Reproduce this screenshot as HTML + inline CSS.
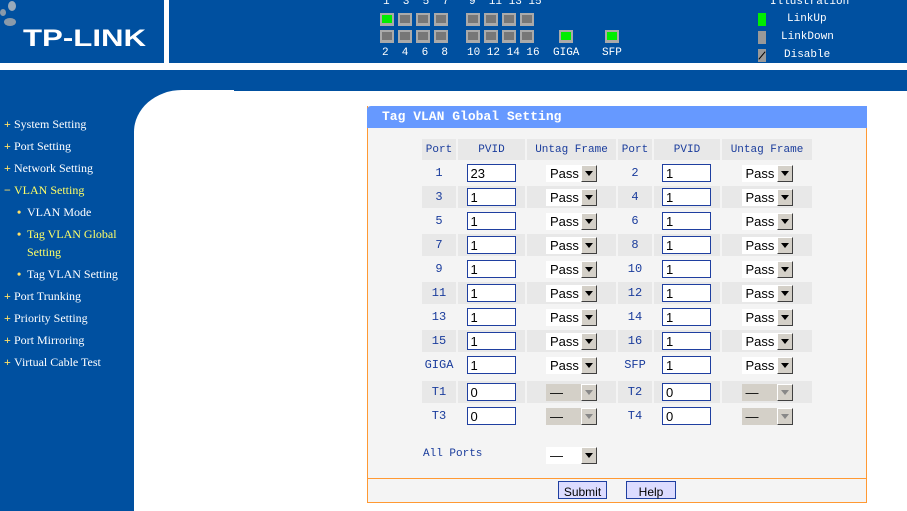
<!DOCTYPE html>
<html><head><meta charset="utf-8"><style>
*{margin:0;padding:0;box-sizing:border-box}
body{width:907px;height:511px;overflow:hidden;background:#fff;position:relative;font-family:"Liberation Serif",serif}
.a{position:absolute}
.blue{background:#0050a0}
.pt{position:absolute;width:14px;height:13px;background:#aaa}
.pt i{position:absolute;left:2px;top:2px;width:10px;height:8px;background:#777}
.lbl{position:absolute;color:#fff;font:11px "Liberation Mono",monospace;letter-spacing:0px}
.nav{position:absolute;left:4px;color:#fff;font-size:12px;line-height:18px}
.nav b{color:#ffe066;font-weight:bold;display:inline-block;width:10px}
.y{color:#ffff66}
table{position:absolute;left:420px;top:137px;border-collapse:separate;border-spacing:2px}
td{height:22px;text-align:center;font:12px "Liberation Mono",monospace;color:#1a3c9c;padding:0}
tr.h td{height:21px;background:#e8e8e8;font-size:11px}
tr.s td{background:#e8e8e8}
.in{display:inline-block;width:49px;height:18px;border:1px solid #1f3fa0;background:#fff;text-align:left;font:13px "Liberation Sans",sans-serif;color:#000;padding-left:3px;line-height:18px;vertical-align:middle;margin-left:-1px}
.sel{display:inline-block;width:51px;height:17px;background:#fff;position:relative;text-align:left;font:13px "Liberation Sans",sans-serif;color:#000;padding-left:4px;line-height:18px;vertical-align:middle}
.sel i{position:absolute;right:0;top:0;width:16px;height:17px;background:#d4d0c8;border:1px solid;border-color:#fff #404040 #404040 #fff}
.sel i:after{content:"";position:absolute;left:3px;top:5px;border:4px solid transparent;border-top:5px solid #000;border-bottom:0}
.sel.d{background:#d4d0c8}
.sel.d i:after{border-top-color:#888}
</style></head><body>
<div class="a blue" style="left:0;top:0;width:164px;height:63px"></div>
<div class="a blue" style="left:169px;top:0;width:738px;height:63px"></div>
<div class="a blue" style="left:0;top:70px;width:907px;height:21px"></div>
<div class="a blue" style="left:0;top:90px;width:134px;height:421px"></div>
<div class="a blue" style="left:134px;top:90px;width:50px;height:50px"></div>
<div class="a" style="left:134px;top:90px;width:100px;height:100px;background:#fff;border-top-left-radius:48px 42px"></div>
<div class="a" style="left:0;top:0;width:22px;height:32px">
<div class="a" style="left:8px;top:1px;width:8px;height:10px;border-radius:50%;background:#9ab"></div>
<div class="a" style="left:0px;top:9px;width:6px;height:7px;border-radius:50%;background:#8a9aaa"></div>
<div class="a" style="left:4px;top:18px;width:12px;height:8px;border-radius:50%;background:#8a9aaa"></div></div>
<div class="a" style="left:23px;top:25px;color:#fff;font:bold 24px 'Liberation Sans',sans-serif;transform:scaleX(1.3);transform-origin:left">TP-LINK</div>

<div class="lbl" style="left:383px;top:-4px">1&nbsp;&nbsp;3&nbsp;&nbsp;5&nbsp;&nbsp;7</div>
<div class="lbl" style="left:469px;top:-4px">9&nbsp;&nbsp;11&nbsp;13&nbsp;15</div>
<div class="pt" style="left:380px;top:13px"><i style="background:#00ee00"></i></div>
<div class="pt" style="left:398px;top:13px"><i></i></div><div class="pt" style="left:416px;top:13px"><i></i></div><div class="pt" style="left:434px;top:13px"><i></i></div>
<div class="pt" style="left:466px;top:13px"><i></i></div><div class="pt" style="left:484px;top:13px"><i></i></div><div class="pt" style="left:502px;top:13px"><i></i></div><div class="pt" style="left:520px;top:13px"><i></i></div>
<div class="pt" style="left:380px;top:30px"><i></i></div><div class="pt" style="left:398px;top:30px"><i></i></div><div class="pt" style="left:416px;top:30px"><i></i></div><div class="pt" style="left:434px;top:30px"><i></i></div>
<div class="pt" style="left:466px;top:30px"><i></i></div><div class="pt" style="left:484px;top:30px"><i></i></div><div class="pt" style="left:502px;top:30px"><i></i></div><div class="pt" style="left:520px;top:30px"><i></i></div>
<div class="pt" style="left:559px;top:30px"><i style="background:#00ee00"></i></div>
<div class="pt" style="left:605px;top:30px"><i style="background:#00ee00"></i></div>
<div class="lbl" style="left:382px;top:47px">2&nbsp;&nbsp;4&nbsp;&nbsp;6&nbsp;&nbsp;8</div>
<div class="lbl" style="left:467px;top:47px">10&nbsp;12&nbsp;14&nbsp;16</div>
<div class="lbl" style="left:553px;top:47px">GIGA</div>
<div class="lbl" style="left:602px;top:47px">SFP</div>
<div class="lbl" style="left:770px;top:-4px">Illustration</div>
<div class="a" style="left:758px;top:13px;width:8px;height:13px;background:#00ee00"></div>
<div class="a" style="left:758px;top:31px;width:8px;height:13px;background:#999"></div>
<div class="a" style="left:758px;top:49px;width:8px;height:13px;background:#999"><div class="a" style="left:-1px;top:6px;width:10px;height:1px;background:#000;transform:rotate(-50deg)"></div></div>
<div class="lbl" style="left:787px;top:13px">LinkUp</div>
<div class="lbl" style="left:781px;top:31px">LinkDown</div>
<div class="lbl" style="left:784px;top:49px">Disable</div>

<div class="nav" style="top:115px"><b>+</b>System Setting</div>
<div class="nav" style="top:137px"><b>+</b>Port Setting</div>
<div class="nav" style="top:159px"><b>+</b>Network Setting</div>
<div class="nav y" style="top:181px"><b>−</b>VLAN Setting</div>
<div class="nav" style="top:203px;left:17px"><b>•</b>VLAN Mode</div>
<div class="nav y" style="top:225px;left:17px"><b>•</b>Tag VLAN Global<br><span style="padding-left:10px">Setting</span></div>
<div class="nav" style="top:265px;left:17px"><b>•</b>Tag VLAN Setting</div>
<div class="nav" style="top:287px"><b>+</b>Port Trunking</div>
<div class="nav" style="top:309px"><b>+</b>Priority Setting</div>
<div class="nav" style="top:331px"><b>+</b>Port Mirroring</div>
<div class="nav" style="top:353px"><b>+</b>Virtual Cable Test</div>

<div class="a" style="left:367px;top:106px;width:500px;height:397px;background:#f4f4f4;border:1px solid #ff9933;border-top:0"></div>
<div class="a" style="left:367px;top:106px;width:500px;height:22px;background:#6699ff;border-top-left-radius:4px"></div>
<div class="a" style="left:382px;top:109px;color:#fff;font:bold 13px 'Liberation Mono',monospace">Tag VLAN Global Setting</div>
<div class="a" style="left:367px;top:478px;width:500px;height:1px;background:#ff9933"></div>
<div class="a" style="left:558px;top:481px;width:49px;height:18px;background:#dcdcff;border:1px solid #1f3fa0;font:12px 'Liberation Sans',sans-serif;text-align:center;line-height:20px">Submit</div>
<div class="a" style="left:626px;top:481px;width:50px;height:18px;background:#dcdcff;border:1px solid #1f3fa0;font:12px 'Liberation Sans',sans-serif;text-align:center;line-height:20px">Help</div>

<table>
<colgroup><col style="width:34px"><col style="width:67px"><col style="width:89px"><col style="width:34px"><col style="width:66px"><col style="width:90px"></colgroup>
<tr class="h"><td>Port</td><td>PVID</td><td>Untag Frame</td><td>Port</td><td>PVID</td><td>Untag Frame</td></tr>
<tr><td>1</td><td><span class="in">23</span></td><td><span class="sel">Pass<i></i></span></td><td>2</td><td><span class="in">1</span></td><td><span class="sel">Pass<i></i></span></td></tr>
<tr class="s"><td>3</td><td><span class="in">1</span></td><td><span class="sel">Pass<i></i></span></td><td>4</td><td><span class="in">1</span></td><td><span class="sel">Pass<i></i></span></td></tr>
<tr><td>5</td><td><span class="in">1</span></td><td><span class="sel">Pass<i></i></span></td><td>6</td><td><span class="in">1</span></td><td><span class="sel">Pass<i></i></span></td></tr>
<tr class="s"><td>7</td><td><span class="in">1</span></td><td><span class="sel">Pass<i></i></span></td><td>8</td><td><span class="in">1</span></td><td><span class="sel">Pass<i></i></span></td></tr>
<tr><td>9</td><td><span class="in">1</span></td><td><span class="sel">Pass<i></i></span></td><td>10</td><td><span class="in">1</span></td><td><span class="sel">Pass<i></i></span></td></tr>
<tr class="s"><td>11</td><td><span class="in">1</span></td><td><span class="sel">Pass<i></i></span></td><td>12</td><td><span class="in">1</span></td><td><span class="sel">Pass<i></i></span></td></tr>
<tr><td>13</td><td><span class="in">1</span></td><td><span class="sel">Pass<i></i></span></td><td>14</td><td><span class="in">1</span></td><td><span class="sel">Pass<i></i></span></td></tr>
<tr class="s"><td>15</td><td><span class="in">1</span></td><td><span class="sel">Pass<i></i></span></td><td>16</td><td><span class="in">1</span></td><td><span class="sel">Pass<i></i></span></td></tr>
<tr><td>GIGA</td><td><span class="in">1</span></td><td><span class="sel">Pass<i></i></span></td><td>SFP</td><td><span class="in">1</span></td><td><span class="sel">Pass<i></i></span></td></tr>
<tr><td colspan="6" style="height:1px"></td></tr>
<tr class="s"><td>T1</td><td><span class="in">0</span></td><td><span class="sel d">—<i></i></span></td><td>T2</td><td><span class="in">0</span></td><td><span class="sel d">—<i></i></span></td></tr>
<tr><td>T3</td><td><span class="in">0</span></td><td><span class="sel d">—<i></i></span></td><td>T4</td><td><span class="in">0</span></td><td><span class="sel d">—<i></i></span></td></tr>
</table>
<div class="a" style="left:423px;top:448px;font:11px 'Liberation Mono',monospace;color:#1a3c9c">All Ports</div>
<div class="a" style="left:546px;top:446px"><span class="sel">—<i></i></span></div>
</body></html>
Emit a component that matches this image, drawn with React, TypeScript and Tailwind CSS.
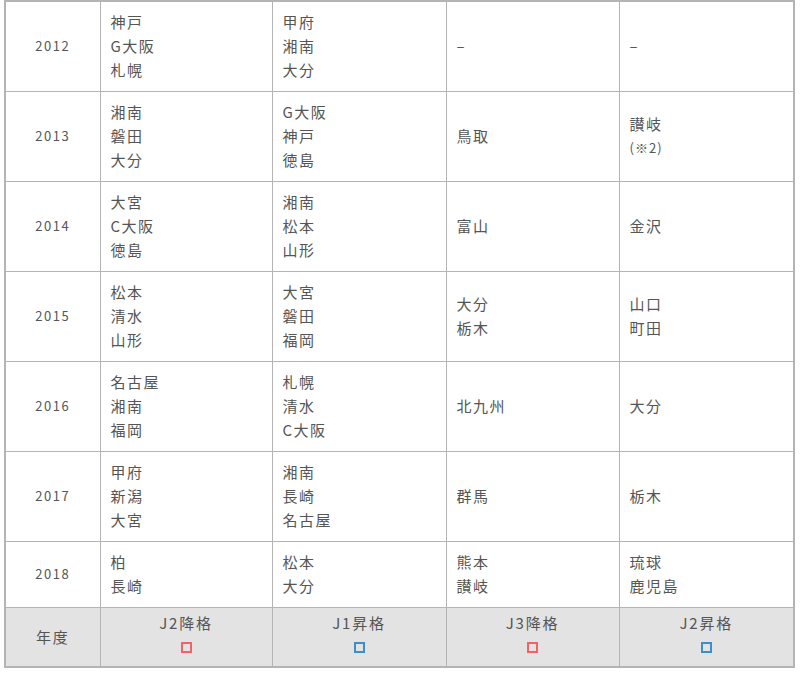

(GIVEN REQUEST)
Check the data for the word "inline" and pull out the lines that have it.

(COMPLETE OUTPUT)
Reproduce this screenshot as HTML + inline CSS.
.nav b{color:#ffe066;font-weight:bold;display:inline-block;width:10px}
.in{display:inline-block;width:49px;height:18px;border:1px solid #1f3fa0;background:#fff;text-align:left;font:13px "Liberation Sans",sans-serif;color:#000;padding-left:3px;line-height:18px;vertical-align:middle;margin-left:-1px}
.sel{display:inline-block;width:51px;height:17px;background:#fff;position:relative;text-align:left;font:13px "Liberation Sans",sans-serif;color:#000;padding-left:4px;line-height:18px;vertical-align:middle}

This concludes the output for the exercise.